Part 9Special rules about settlements and trustees

Chapter 4Trustees' expenses and special rates for trustees

486How allowable expenses are to be set against trust rate income

1

Take the following steps to determine how the allowable expenses are to be set against the trustees' trust rate income for the current tax year.

Step 1

Reduce the allowable expenses by the proportion of those expenses (if any) which is excluded in accordance with section 487.

References at Steps 3 to 6 below to the allowable expenses are references to the expenses as so reduced.

Step 2

Identify the type or types of income which make up the trust rate income.

The possible types are dividend income, savings income and other income.

Step 3

If there is dividend income within subsection (2)—

a

gross up by reference to the dividend ordinary rate so much of the allowable expenses as is necessary to give a result equal to the amount of that income, or

b

if there are not enough allowable expenses to give that result, gross them all up by reference to that rate.
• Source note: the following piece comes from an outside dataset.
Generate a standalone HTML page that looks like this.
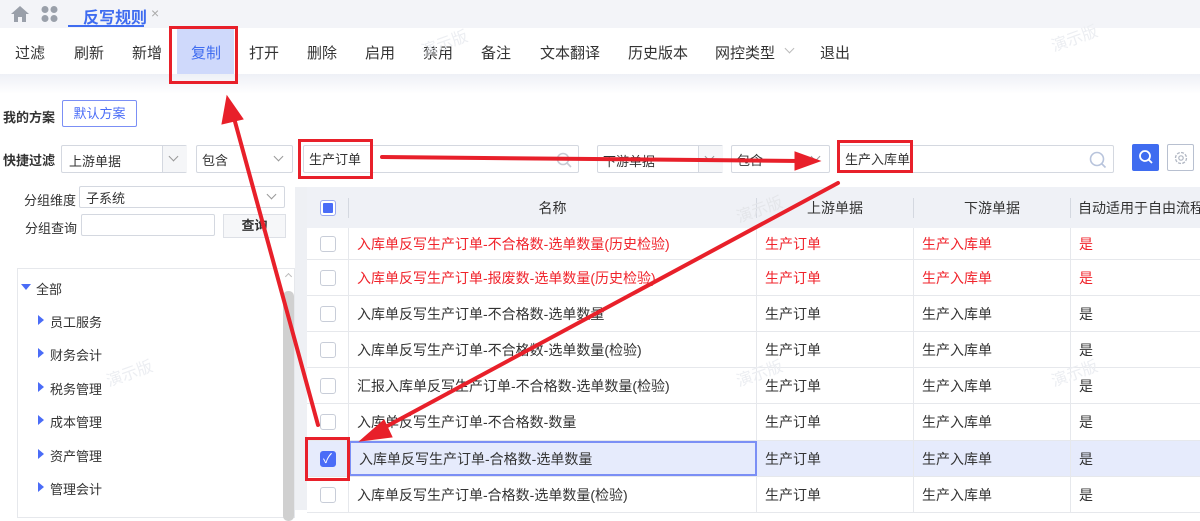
<!DOCTYPE html>
<html><head><meta charset="utf-8"><style>
*{margin:0;padding:0;box-sizing:border-box}
body{width:1200px;height:510px;overflow:hidden;position:relative;background:#fff;font-family:"Liberation Sans","Noto Sans CJK SC",sans-serif;color:#333;font-size:14px}
.a{position:absolute}
.tb span{position:absolute;top:42px;font-size:15px;color:#333}
.box{position:absolute;border:1px solid #d4d8e0;background:#fff;border-radius:2px}
.chev{position:absolute;width:7px;height:7px;border-right:1px solid #999;border-bottom:1px solid #999;transform:rotate(45deg)}
.red{position:absolute;border:3px solid #e8202a}
.row{position:absolute;left:307px;width:893px;border-bottom:1px solid #e6e8ec;font-size:14px}
.row>div{position:absolute;top:0;height:100%;display:flex;align-items:center;border-right:1px solid #e6e8ec;white-space:nowrap}
.cb{width:16px;height:16px;border:1px solid #c8cdd8;border-radius:3px;background:#fff;flex:none}
.tree span{position:absolute;font-size:13px;color:#333}
.tri{position:absolute;width:0;height:0;border-top:5px solid transparent;border-bottom:5px solid transparent;border-left:6px solid #4a6cf7}
</style></head><body>
<div class="a" style="left:0;top:0;width:1200px;height:28px;background:#f3f4f8"></div>
<svg class="a" style="left:10px;top:5px" width="20" height="18" viewBox="0 0 20 18"><path d="M10 1L1 9h3v8h4v-5h4v5h4V9h3z" fill="#9aa0aa"/></svg>
<svg class="a" style="left:40px;top:5px" width="20" height="18"><circle cx="5" cy="4.5" r="3.5" fill="#9aa0aa"/><circle cx="14" cy="4.5" r="3.5" fill="#9aa0aa"/><circle cx="5" cy="13.5" r="3.5" fill="#9aa0aa"/><circle cx="14" cy="13.5" r="3.5" fill="#9aa0aa"/></svg>
<div class="a" style="left:83px;top:4px;font-size:16px;font-weight:bold;color:#3f6cf0">反写规则</div>
<div class="a" style="left:151px;top:5px;font-size:14px;color:#aaa">×</div>
<div class="a" style="left:68px;top:25px;width:76px;height:2px;background:#3f6cf0"></div>
<div class="a" style="left:0;top:28px;width:1200px;height:46px;background:#fff"></div>
<div class="a" style="left:0;top:74px;width:1200px;height:20px;background:linear-gradient(#eef0f6,#fff)"></div>
<div class="a" style="left:177px;top:29px;width:57px;height:45px;background:#cfd9fb"></div>
<div class="tb">
<span style="left:15px">过滤</span><span style="left:74px">刷新</span><span style="left:132px">新增</span><span style="left:191px;color:#3f6cf0">复制</span><span style="left:249px">打开</span><span style="left:307px">删除</span><span style="left:365px">启用</span><span style="left:423px">禁用</span><span style="left:481px">备注</span><span style="left:540px">文本翻译</span><span style="left:628px">历史版本</span><span style="left:715px">网控类型</span><span style="left:820px">退出</span>
</div>
<div class="chev" style="left:786px;top:45px;border-color:#bbb"></div>
<div class="red" style="left:169px;top:26px;width:69px;height:58px"></div>
<div class="a" style="left:3px;top:107px;font-size:13px;font-weight:bold">我的方案</div>
<div class="a" style="left:62px;top:100px;width:75px;height:27px;border:1px solid #7b8ff5;border-radius:2px;color:#4a6cf7;font-size:13px;text-align:center;line-height:25px">默认方案</div>
<div class="a" style="left:3px;top:150px;font-size:13px;font-weight:bold">快捷过滤</div>
<div class="box" style="left:61px;top:145px;width:126px;height:28px"><span class="a" style="left:7px;top:5px;font-size:13px">上游单据</span><div class="a" style="left:100px;top:0;width:25px;height:26px;border-left:1px solid #d4d8e0;background:#f5f6f8"></div><div class="chev" style="left:108px;top:7px"></div></div>
<div class="box" style="left:196px;top:145px;width:97px;height:28px"><span class="a" style="left:5px;top:4px;font-size:13px">包含</span><div class="chev" style="left:78px;top:7px"></div></div>
<div class="box" style="left:303px;top:145px;width:276px;height:28px"><span class="a" style="left:5px;top:3px;font-size:13px">生产订单</span><svg class="a" style="left:252px;top:6px" width="16" height="16"><circle cx="7" cy="7" r="5.5" fill="none" stroke="#c7cbd3" stroke-width="1.6"/><path d="M11 11l4 4" stroke="#c7cbd3" stroke-width="1.6"/></svg></div>
<div class="red" style="left:298px;top:139px;width:75px;height:40px"></div>
<div class="box" style="left:597px;top:145px;width:126px;height:28px"><span class="a" style="left:5px;top:5px;font-size:13px">下游单据</span><div class="a" style="left:100px;top:0;width:25px;height:26px;border-left:1px solid #d4d8e0;background:#f5f6f8"></div><div class="chev" style="left:108px;top:7px"></div></div>
<div class="box" style="left:731px;top:145px;width:99px;height:28px"><span class="a" style="left:5px;top:4px;font-size:13px">包含</span><div class="chev" style="left:80px;top:7px"></div></div>
<div class="box" style="left:838px;top:145px;width:276px;height:28px"><span class="a" style="left:6px;top:3px;font-size:13px">生产入库单</span><svg class="a" style="left:250px;top:5px" width="18" height="18"><circle cx="8" cy="8" r="6.5" fill="none" stroke="#b8c4dc" stroke-width="1.6"/><path d="M12.5 12.5l4 4" stroke="#b8c4dc" stroke-width="1.6"/></svg></div>
<div class="red" style="left:837px;top:140px;width:76px;height:33px"></div>
<div class="a" style="left:1132px;top:144px;width:27px;height:27px;background:#3f6cf0;border-radius:2px"><svg class="a" style="left:6px;top:5px" width="16" height="17"><circle cx="7" cy="7" r="5" fill="none" stroke="#fff" stroke-width="1.8"/><path d="M10.5 10.5l3.5 3.5" stroke="#fff" stroke-width="1.8"/></svg></div>
<div class="a" style="left:1167px;top:144px;width:27px;height:27px;border:1px solid #b8c0d0;border-radius:2px"><svg class="a" style="left:5px;top:5px" width="16" height="16"><circle cx="8" cy="8" r="5.5" fill="none" stroke="#b0b6c2" stroke-width="1.3" stroke-dasharray="3 1.3"/><circle cx="8" cy="8" r="2.2" fill="none" stroke="#b0b6c2" stroke-width="1.2"/></svg></div>
<!-- left panel -->
<div class="a" style="left:24px;top:190px;font-size:13px">分组维度</div>
<div class="box" style="left:79px;top:186px;width:206px;height:22px"><span class="a" style="left:6px;top:1px;font-size:13px">子系统</span><div class="chev" style="left:188px;top:4px"></div></div>
<div class="a" style="left:25px;top:218px;font-size:13px">分组查询</div>
<div class="box" style="left:81px;top:214px;width:134px;height:22px"></div>
<div class="a" style="left:223px;top:214px;width:63px;height:24px;border:1px solid #dde0e6;background:#f6f7f9;font-size:13px;font-weight:bold;text-align:center;line-height:22px">查询</div>
<div class="a" style="left:17px;top:268px;width:278px;height:250px;border:1px solid #e6e8ec"></div>
<div class="a" style="left:283px;top:291px;width:11px;height:230px;background:#d0d0d0;border-radius:5px"></div>
<div class="chev" style="left:286px;top:274px;transform:rotate(225deg);width:5px;height:5px;border-color:#bbb"></div>
<div class="a" style="left:295px;top:187px;width:12px;height:323px;background:#eef0f4"></div>
<div class="tree">
<div class="a" style="left:21px;top:284px;border-left:5px solid transparent;border-right:5px solid transparent;border-top:6px solid #4a6cf7"></div>
<span style="left:36px;top:279px">全部</span>
<div class="tri" style="left:38px;top:315px"></div><span style="left:50px;top:312px">员工服务</span>
<div class="tri" style="left:38px;top:348px"></div><span style="left:50px;top:345px">财务会计</span>
<div class="tri" style="left:38px;top:382px"></div><span style="left:50px;top:379px">税务管理</span>
<div class="tri" style="left:38px;top:415px"></div><span style="left:50px;top:412px">成本管理</span>
<div class="tri" style="left:38px;top:449px"></div><span style="left:50px;top:446px">资产管理</span>
<div class="tri" style="left:38px;top:482px"></div><span style="left:50px;top:479px">管理会计</span>
</div>
<!-- table -->
<div class="row" style="top:187px;height:41px;background:#eff1f6;border:none">
<div style="left:0;width:42px;justify-content:center;border-right:1px solid #d4d8e0;height:20px;top:11px"><div class="cb" style="border-color:#9aa9f0;padding:2px"><div style="width:10px;height:10px;background:#4a6cf7;border-radius:1px"></div></div></div>
<div style="left:42px;width:408px;justify-content:center;border-right:1px solid #d4d8e0;height:20px;top:11px">名称</div>
<div style="left:450px;width:157px;justify-content:center;border-right:1px solid #d4d8e0;height:20px;top:11px">上游单据</div>
<div style="left:607px;width:157px;justify-content:center;border-right:1px solid #d4d8e0;height:20px;top:11px">下游单据</div>
<div style="left:764px;width:140px;padding-left:7px;border:none;height:20px;top:11px">自动适用于自由流程</div>
</div>
<div id="rows"></div>
<script>
var d=[["入库单反写生产订单-不合格数-选单数量(历史检验)",1],["入库单反写生产订单-报废数-选单数量(历史检验)",1],["入库单反写生产订单-不合格数-选单数量",0],["入库单反写生产订单-不合格数-选单数量(检验)",0],["汇报入库单反写生产订单-不合格数-选单数量(检验)",0],["入库单反写生产订单-不合格数-数量",0],["入库单反写生产订单-合格数-选单数量",2],["入库单反写生产订单-合格数-选单数量(检验)",0]];
var tops=[228,260,296,332,368,404,441,477],h="";
d.forEach(function(r,i){var c=r[1]==1?"#f0232b":"#333",bg=r[1]==2?"#e6ebfc":"#fff";
var cb=r[1]==2?'<div class="cb" style="background:#4a6cf7;border-color:#4a6cf7;color:#fff;font-size:13px;line-height:14px;text-align:center">✓</div>':'<div class="cb"></div>';
var nb=r[1]==2?"border:2px solid #7b8ff5;":"";
h+='<div class="row" style="top:'+tops[i]+'px;height:'+((tops[i+1]||513)-tops[i])+'px;background:'+bg+';color:'+c+'"><div style="left:0;width:42px;justify-content:center">'+cb+'</div><div style="left:42px;width:408px;padding-left:8px;'+nb+'">'+r[0]+'</div><div style="left:450px;width:157px;padding-left:8px">生产订单</div><div style="left:607px;width:157px;padding-left:8px">生产入库单</div><div style="left:764px;width:129px;padding-left:8px;border:none">是</div></div>';});
document.getElementById("rows").innerHTML=h;
</script>
<div class="red" style="left:305px;top:437px;width:45px;height:44px"></div>
<!-- watermarks -->
<div class="a" style="left:420px;top:30px;color:#eceef2;font-size:16px;transform:rotate(-20deg)">演示版</div>
<div class="a" style="left:1050px;top:25px;color:#eceef2;font-size:16px;transform:rotate(-20deg)">演示版</div>
<div class="a" style="left:735px;top:196px;color:#e4e6ea;font-size:16px;transform:rotate(-20deg)">演示版</div>
<div class="a" style="left:1050px;top:360px;color:#eceef2;font-size:16px;transform:rotate(-20deg)">演示版</div>
<div class="a" style="left:735px;top:360px;color:#eceef2;font-size:16px;transform:rotate(-20deg)">演示版</div>
<div class="a" style="left:105px;top:360px;color:#eceef2;font-size:16px;transform:rotate(-20deg)">演示版</div>
<!-- arrows -->
<svg class="a" style="left:0;top:0" width="1200" height="510">
<g stroke="#e8202a" stroke-width="4" fill="#e8202a" stroke-linecap="round">
<line x1="318" y1="425" x2="234" y2="118"/>
<polygon points="227,96 222,124 243,119" stroke-width="1"/>
<line x1="382" y1="157" x2="800" y2="161"/>
<polygon points="820,161 795,152 795,170" stroke-width="1"/>
<line x1="838" y1="183" x2="378" y2="431"/>
<polygon points="360,441 384,420 392,437" stroke-width="1"/>
</g></svg>
</body></html>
The grossed up amount is set against the dividend income within subsection (2).

Step 4

If there are remaining expenses and there is dividend income not within subsection (2)—

a

gross up by reference to the dividend ordinary rate so much of the remaining expenses as is necessary to give a result equal to the amount of that income, or

b

if there are not enough remaining expenses to give that result, gross them all up by reference to that rate.

The grossed up amount is set against the dividend income not within subsection (2).

For the purposes of this step “the remaining expenses” are the allowable expenses so far as they have not been grossed up at Step 3.

Step 5

If there are remaining expenses and there is savings income—

a

gross up by reference to the F1basic rate so much of the remaining expenses as is necessary to give a result equal to the amount of that income, or

b

if there are not enough remaining expenses to give that result, gross them all up by reference to that rate.

The grossed up amount is set against the savings income.

For the purposes of this step “the remaining expenses” are the allowable expenses so far as they have not been grossed up at Step 3 or 4.

Step 6

If there are remaining expenses and there is other income—

a

gross up by reference to the basic rate so much of the remaining expenses as is necessary to give a result equal to the amount of that income, or

b

if there are not enough remaining expenses to give that result, gross them all up by reference to that rate.

The grossed up amount is set against the other income.

For the purposes of this step “the remaining expenses” are the allowable expenses so far as they have not been grossed up at Step 3, 4 or 5.

2

Income is within this subsection so far as it is—

a

chargeable under Chapter 3 of Part 4 of ITTOIA 2005 (dividends etc from UK resident companies),

b

chargeable under Chapter 5 of that Part (stock dividends from UK resident companies), or

c

chargeable under Chapter 6 of that Part (release of loan to participator in close company).

3

If income tax would, apart from Chapter 3, be charged on any income mentioned at Steps 3 to 6 at a rate different to the rate mentioned at the step in question, for the purpose of setting any expenses against that income, gross up the expenses by reference to the different rate instead of at the rate mentioned.